Soupe Joumou “ Pumpkin Soup”


1 Kabocha Squash or Butternut Squash  about 3 - 4 lbs.

2 cups Potatoes (chopped)

2 cups Carrots ( chopped)

2 cups Shredded Cabbage

1 medium onion

2 leeks (chopped, using only the white and pale green part)

2 Tablespoons Olive Oil

3 Tablespoons EPIS

1 Teaspoon salt or to taste

1 Cup Pasta “Optional” (Penne, orzo or your Favorite kind)

10 Cups Water



Cut, peel and remove seeds from squash. Put in a stock pot and cover with water.

Boil until tender. Puree in a blender or with an Immersion Blender. Put aside.

In your now empty Stock Pot, heat up olive oil on medium heat, add onion, leeks and EPIS. Cook for about 2-3 minutes.
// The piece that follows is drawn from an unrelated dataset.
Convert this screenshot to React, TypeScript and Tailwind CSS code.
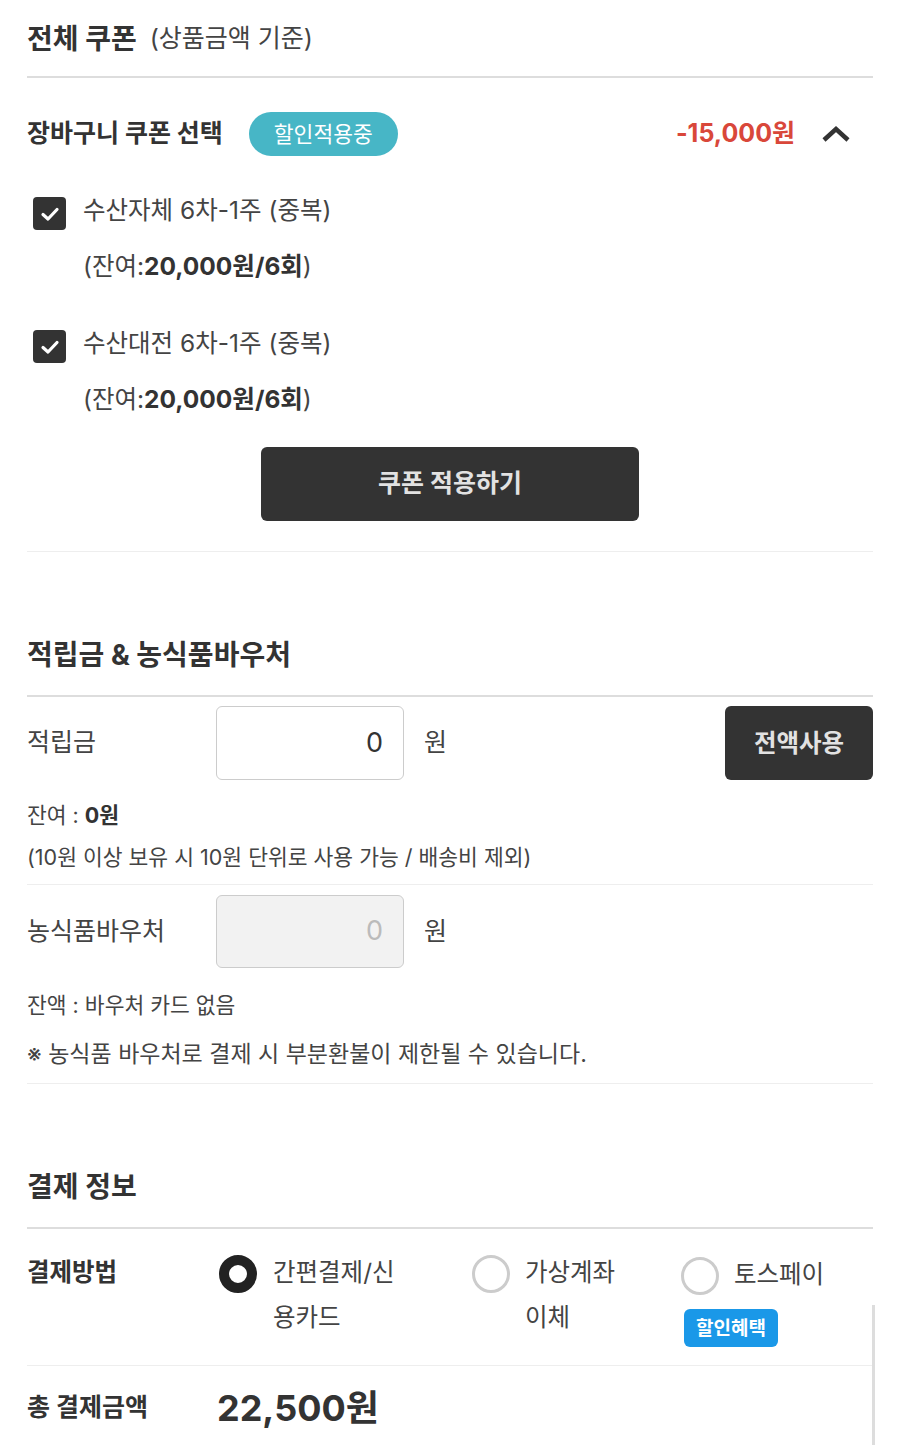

Add potatoes, carrots, cook for 5 minutes.

Pour the Squash Puree in the pot. Bring to a boil, then lower the heat to let simmer.

Add pasta if you choose to.

Add Cabbage last and simmer your soup until desired consistency.


*If your soup gets too thick or when re-heating, just add 1 or 2 cups of vegetable broth.